<center><h1>Numerical Linear Algebra: Page Rank implementations</h1>
<h2><i>Project 3</i></h2>

**Manuel Andrés Hernández Alonso**, `mhernaal70.alumnes@ub.edu`, **niub**20274855
</center>


The goal of this project is to code two different implementations of the PageRank algorithm.


---

Given a webpage network with $n$ webpages and a link matrix $G$ (defining a direct graph), we
define the PageRank (PR) score $x_k$ of the page $k$ as

$$
x_k = \sum_{j\in L_k}{\frac{x_j}{n_j}}
$$

where $L_k =$ {webpages with link to page k}, and $n_j =$ # outgoing links from page j.
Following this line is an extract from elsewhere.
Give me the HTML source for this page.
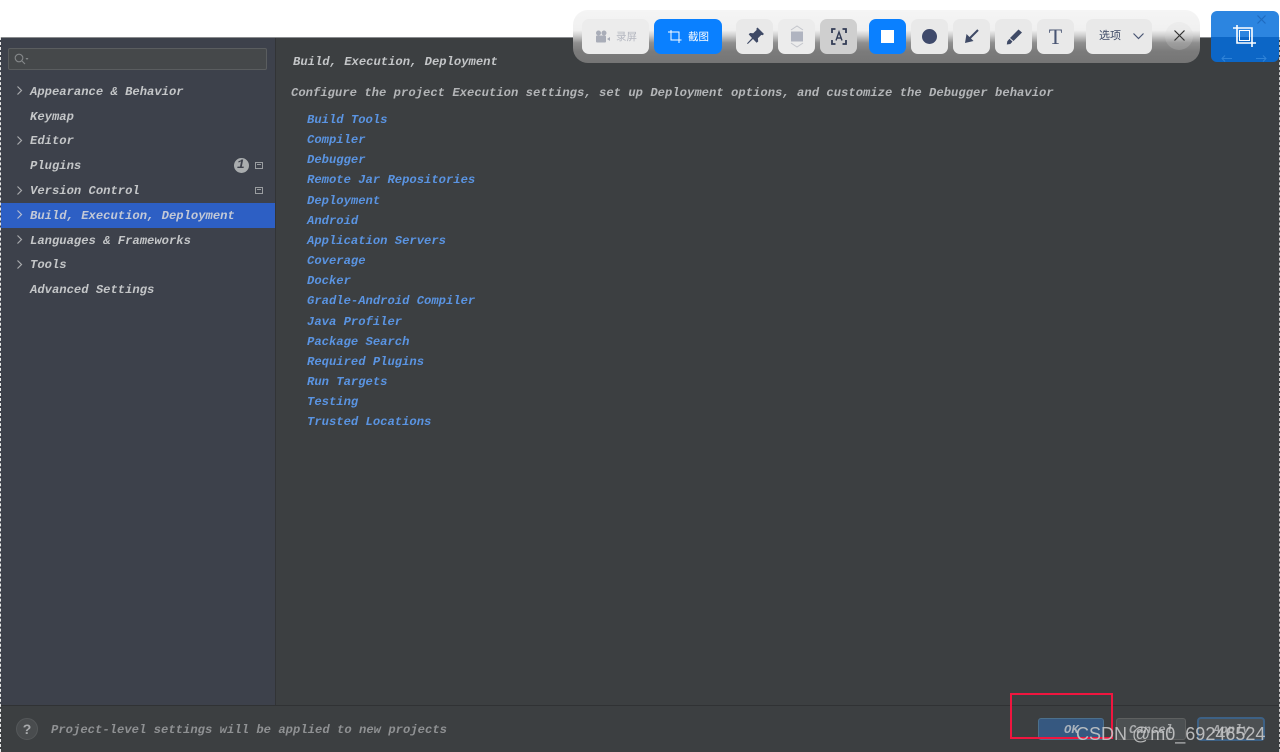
<!DOCTYPE html>
<html><head><meta charset="utf-8">
<style>
html,body{margin:0;padding:0;width:1280px;height:752px;overflow:hidden;background:#fff}
#w{position:absolute;left:0;top:0;width:1280px;height:752px;overflow:hidden;filter:blur(.35px)}
*{box-sizing:border-box}
.a{position:absolute}
.t{position:absolute;font-family:"Liberation Mono",monospace;font-weight:bold;font-style:italic;font-size:12.2px;line-height:16px;white-space:pre;height:16px}
.s{color:#c4c6c8;left:30px;margin-top:1px}
.l{color:#5a94e2;left:307px;margin-top:1px}
.b{position:absolute;top:19px;height:35px;border-radius:7px;background:#e9e9e9}
svg{position:absolute;display:block;overflow:visible}
</style></head>
<body>
<div id="w">
<div class="a" style="left:0;top:37px;width:1280px;height:715px;background:#3c3f41"></div>
<div class="a" style="left:0;top:37px;width:1280px;height:1px;background:#8a8c8e"></div>
<div class="a" style="left:0;top:38px;width:275px;height:667px;background:#3d414b"></div>
<div class="a" style="left:275px;top:38px;width:1px;height:667px;background:#323436"></div>
<div class="a" style="left:0;top:705px;width:1280px;height:1px;background:#303234"></div>
<div class="a" style="left:0;top:37px;width:1px;height:715px;border-left:1px dashed #e8e8e8"></div>
<div class="a" style="left:1279px;top:37px;width:1px;height:715px;border-left:1px dashed #c8c8c8"></div>

<!-- search -->
<div class="a" style="left:8px;top:48px;width:259px;height:22px;background:#45484a;border:1px solid #5a5d5f;border-radius:2px"></div>
<svg style="left:14px;top:53px" width="16" height="12" viewBox="0 0 16 12"><circle cx="5" cy="5" r="3.8" fill="none" stroke="#85888a" stroke-width="1.1"/><path d="M8 8l3 3" stroke="#85888a" stroke-width="1.1"/><path d="M11.5 5h3l-1.5 2z" fill="#85888a"/></svg>

<!-- selection -->
<div class="a" style="left:1px;top:203px;width:274px;height:25px;background:#2d5fc4"></div>

<svg style="left:16px;top:86px" width="7" height="9"><path d="M1.5 .5L5.5 4.5 1.5 8.5" fill="none" stroke="#a8aaad" stroke-width="1.2"/></svg>
<svg style="left:16px;top:136px" width="7" height="9"><path d="M1.5 .5L5.5 4.5 1.5 8.5" fill="none" stroke="#a8aaad" stroke-width="1.2"/></svg>
<svg style="left:16px;top:186px" width="7" height="9"><path d="M1.5 .5L5.5 4.5 1.5 8.5" fill="none" stroke="#a8aaad" stroke-width="1.2"/></svg>
<svg style="left:16px;top:210px" width="7" height="9"><path d="M1.5 .5L5.5 4.5 1.5 8.5" fill="none" stroke="#b4bcd0" stroke-width="1.2"/></svg>
<svg style="left:16px;top:235px" width="7" height="9"><path d="M1.5 .5L5.5 4.5 1.5 8.5" fill="none" stroke="#a8aaad" stroke-width="1.2"/></svg>
<svg style="left:16px;top:260px" width="7" height="9"><path d="M1.5 .5L5.5 4.5 1.5 8.5" fill="none" stroke="#a8aaad" stroke-width="1.2"/></svg>

<div class="t s" style="top:83px">Appearance &amp; Behavior</div>
<div class="t s" style="top:108px">Keymap</div>
<div class="t s" style="top:133px;margin-top:0">Editor</div>
<div class="t s" style="top:157px">Plugins</div>
<div class="t s" style="top:182px">Version Control</div>
<div class="t s" style="top:207px;color:#c3c9d6">Build, Execution, Deployment</div>
<div class="t s" style="top:232px">Languages &amp; Frameworks</div>
<div class="t s" style="top:256px">Tools</div>
<div class="t s" style="top:281px">Advanced Settings</div>

<div class="a" style="left:234px;top:158px;width:15px;height:15px;border-radius:50%;background:#a9acae"></div>
<div class="t" style="left:237px;top:157px;color:#3d404b;font-size:13px">1</div>
<div class="a" style="left:255px;top:162px;width:8px;height:7px;border:1px solid #9a9da0;background:#3d414b"><div style="margin:1px;height:1px;background:#9a9da0"></div></div>
<div class="a" style="left:255px;top:187px;width:8px;height:7px;border:1px solid #9a9da0;background:#3d414b"><div style="margin:1px;height:1px;background:#9a9da0"></div></div>

<!-- right content -->
<div class="t" style="left:293px;top:54px;color:#c4c6c8">Build, Execution, Deployment</div>
<div class="t" style="left:291px;top:85px;color:#b4b6b8;letter-spacing:.02px">Configure the project Execution settings, set up Deployment options, and customize the Debugger behavior</div>
<div class="t l" style="top:111px">Build Tools</div>
<div class="t l" style="top:131px">Compiler</div>
<div class="t l" style="top:151px">Debugger</div>
<div class="t l" style="top:171px">Remote Jar Repositories</div>
<div class="t l" style="top:192px">Deployment</div>
<div class="t l" style="top:212px">Android</div>
<div class="t l" style="top:232px">Application Servers</div>
<div class="t l" style="top:252px">Coverage</div>
<div class="t l" style="top:272px">Docker</div>
<div class="t l" style="top:292px">Gradle-Android Compiler</div>
<div class="t l" style="top:313px">Java Profiler</div>
<div class="t l" style="top:333px">Package Search</div>
<div class="t l" style="top:353px">Required Plugins</div>
<div class="t l" style="top:373px">Run Targets</div>
<div class="t l" style="top:393px">Testing</div>
<div class="t l" style="top:413px">Trusted Locations</div>

<!-- bottom bar -->
<div class="a" style="left:16px;top:718px;width:22px;height:22px;border-radius:50%;background:#494c4e;border:1px solid #55585a"></div>
<div class="a" style="left:16px;top:718px;width:22px;height:22px;text-align:center;font:bold 14px/22px 'Liberation Sans',sans-serif;color:#a8aaac">?</div>
<div class="t" style="left:51px;top:722px;margin-top:0;color:#8f9193;letter-spacing:.02px">Project-level settings will be applied to new projects</div>

<div class="a" style="left:1038px;top:718px;width:66px;height:22px;background:#365880;border-radius:3px;border:1px solid #4c708c"></div>
<div class="t" style="left:1064px;top:722px;color:#a9b2bc">OK</div>
<div class="a" style="left:1116px;top:718px;width:70px;height:22px;background:#4c5052;border-radius:3px;border:1px solid #5e6060"></div>
<div class="t" style="left:1129px;top:722px;color:#a8aaac">Cancel</div>
<div class="a" style="left:1197px;top:717px;width:68px;height:24px;background:#4c5052;border-radius:4px;border:2px solid #3d6185"></div>
<div class="t" style="left:1213px;top:722px;color:#a8aaac">Apply</div>

<div class="a" style="left:1010px;top:693px;width:103px;height:46px;border:2px solid #f0163f"></div>
<div class="a" style="left:1076px;top:723px;font:18px/22px 'Liberation Sans',sans-serif;color:#c6c7c8;white-space:pre;opacity:.9">CSDN @m0_69246524</div>

<!-- toolbar -->
<div class="a" style="left:573px;top:10px;width:627px;height:53px;border-radius:15px;background:linear-gradient(to bottom,#f5f5f5 0,#f0f0f0 38%,#cfcfcf 48%,#8f8f8f 62%,#7b7b7b 78%,#757575 100%)"></div>

<div class="b" style="left:582px;width:67px;background:#ececec"></div>
<svg style="left:595px;top:30px" width="16" height="13" viewBox="0 0 16 13"><circle cx="3.5" cy="3" r="2.5" fill="#a9adb8"/><circle cx="9" cy="3" r="2.5" fill="#a9adb8"/><rect x="1" y="5.5" width="10" height="7" rx="1" fill="#a9adb8"/><path d="M12 9l3-2v4z" fill="#a9adb8"/></svg>
<div class="a" style="left:616px;top:30px;font:10.5px/14px 'Liberation Sans','Noto Sans CJK SC',sans-serif;color:#b4b7c0">录屏</div>

<div class="b" style="left:654px;width:68px;background:#0a80ff"></div>
<svg style="left:668px;top:30px" width="14" height="14" viewBox="0 0 14 14" fill="none" stroke="#fff" stroke-width="1"><path d="M0 2h3v-2M3 2h8v8M3 2v8h8M11 10h2.5M11 10v3"/></svg>
<div class="a" style="left:688px;top:30px;font:10.5px/14px 'Liberation Sans','Noto Sans CJK SC',sans-serif;color:#fff">截图</div>

<div class="b" style="left:736px;width:37px"></div>
<svg style="left:746px;top:27px" width="19" height="19" viewBox="0 0 19 19"><path d="M11.5 .5L18 7l-1.5 1.2-1.2-.3-3.4 3.4.3 3.2-1.6 1.3L7 12 1.8 17l-.8-.6L6 11 2.7 7.4 4 6l3.2.3 3.5-3.4-.4-1.2z" fill="#3f4a66"/></svg>

<div class="b" style="left:778px;width:37px;background:#ececec"></div>
<svg style="left:790px;top:25px" width="14" height="23" viewBox="0 0 14 23"><path d="M1 5L7 1l6 4M1 18l6 4 6-4" fill="none" stroke="#c4c6cc" stroke-width="1"/><rect x="1" y="6.5" width="12" height="10" fill="#b0b4c0"/></svg>

<div class="b" style="left:820px;width:37px;background:#cfcfcf"></div>
<svg style="left:831px;top:28px" width="16" height="17" viewBox="0 0 16 17" fill="none" stroke="#333c55" stroke-width="1.8"><path d="M1 5V1h3.5M11.500 1H15v4M1 12v4h3.500M11.500 16H15v-4"/><path d="M5 12.500L8 4l3 8.500M6 10h4" stroke-width="1.4"/></svg>

<div class="b" style="left:869px;width:37px;background:#0a80ff"></div>
<div class="a" style="left:881px;top:30px;width:13px;height:13px;background:#fff"></div>

<div class="b" style="left:911px;width:37px"></div>
<div class="a" style="left:922px;top:29px;width:15px;height:15px;border-radius:50%;background:#3f4a6b"></div>

<div class="b" style="left:953px;width:37px"></div>
<svg style="left:964px;top:29px" width="15" height="15" viewBox="0 0 15 15"><path d="M14 1L5 10" stroke="#3f4a66" stroke-width="2"/><path d="M1 14l1.500-9 7 7z" fill="#3f4a66"/></svg>

<div class="b" style="left:995px;width:37px"></div>
<svg style="left:1006px;top:29px" width="17" height="16" viewBox="0 0 17 16"><path d="M12.500 .5l3.500 3-8.500 8.500-3.500-3z" fill="#3f4a66"/><path d="M3.500 9.800l3 2.800-2.200 2.400-3.500.5.5-3.300z" fill="#3f4a66"/></svg>

<div class="b" style="left:1037px;width:37px"></div>
<div class="a" style="left:1037px;top:24px;width:37px;text-align:center;font:22px/26px 'Liberation Serif',serif;color:#4a5674">T</div>

<div class="b" style="left:1086px;width:66px"></div>
<div class="a" style="left:1099px;top:29px;font:11px/15px 'Liberation Sans','Noto Sans CJK SC',sans-serif;color:#3f4a66">选项</div>
<svg style="left:1133px;top:33px" width="11" height="7" viewBox="0 0 11 7"><path d="M.5 .5l5 5 5-5" fill="none" stroke="#4a5674" stroke-width="1.200"/></svg>

<div class="a" style="left:1165px;top:22px;width:28px;height:28px;border-radius:50%;background:rgba(215,215,215,.22)"></div>
<svg style="left:1174px;top:30px" width="11" height="11" viewBox="0 0 11 11"><path d="M.5 .5l10 10M10.500 .5l-10 10" stroke="#303030" stroke-width="1.200"/></svg>

<!-- crop button -->
<div class="a" style="left:1211px;top:11px;width:68px;height:51px;border-radius:6px;overflow:hidden;background:linear-gradient(to bottom,#2c85e0 0,#2c85e0 51%,#0c66c6 51%,#0c66c6 100%)"></div>
<svg style="left:1233px;top:25px" width="24" height="22" viewBox="0 0 24 22" fill="none" stroke="#fff" stroke-width="1.600"><path d="M0 3h4V0M4 3h15v15M4 3v15h19M19 18v4"/><rect x="6.500" y="5.500" width="10" height="10" stroke-width="1"/></svg>
<svg style="left:1257px;top:15px" width="9" height="9"><path d="M.5 .5l8 8M8.500 .5l-8 8" stroke="#1f6cc0" stroke-width="1.200"/></svg>
<svg style="left:1221px;top:55px" width="45" height="7" viewBox="0 0 45 7" fill="none" stroke="#2f83d8" stroke-width="1"><path d="M1 3.500h10M4 .5L1 3.500l3 3M35 3.500h10M42 .5l3 3-3 3"/></svg>
</div>
</body></html>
There are two problems one can find:

- For disconnected networks the PR is not unique.
- If the network has dangling nodes then the matrix $A$ is column substochastic (and has no eigenvector of eigenvalue 1)

For these problems one can consider a damping facor $0 \leq m \leq 1$ and a matrix M_m to compute a unique PR vector. The algorithm to reduce to the iterations of the power method such that

$$
x_{k+1} = (1-m)GDx_{k}+ez^t x_k
$$

until $||x_{k+1}-x_k||_\infty < tol$, where $D=$diag$(d_{11}, ... , d_{nn})$ such that $d_{jj} = 1/n_j$ if $n_j \neq 0$ and $d_{jj}=0$ otherwise; $e=(1,...,1)^t$ and $z=(z_1,...,z_n)^t$ is the vector given by:

$$
z = \begin{cases}
    m/n & \text{if the column $j$ of the matrix $A$ contains non-zero elements} \\
    1/n & \text{otherwise}
  \end{cases}
$$


**Exercise 1:** Compute the PR vector of $M_m$ using the power method (adapted to PR computation).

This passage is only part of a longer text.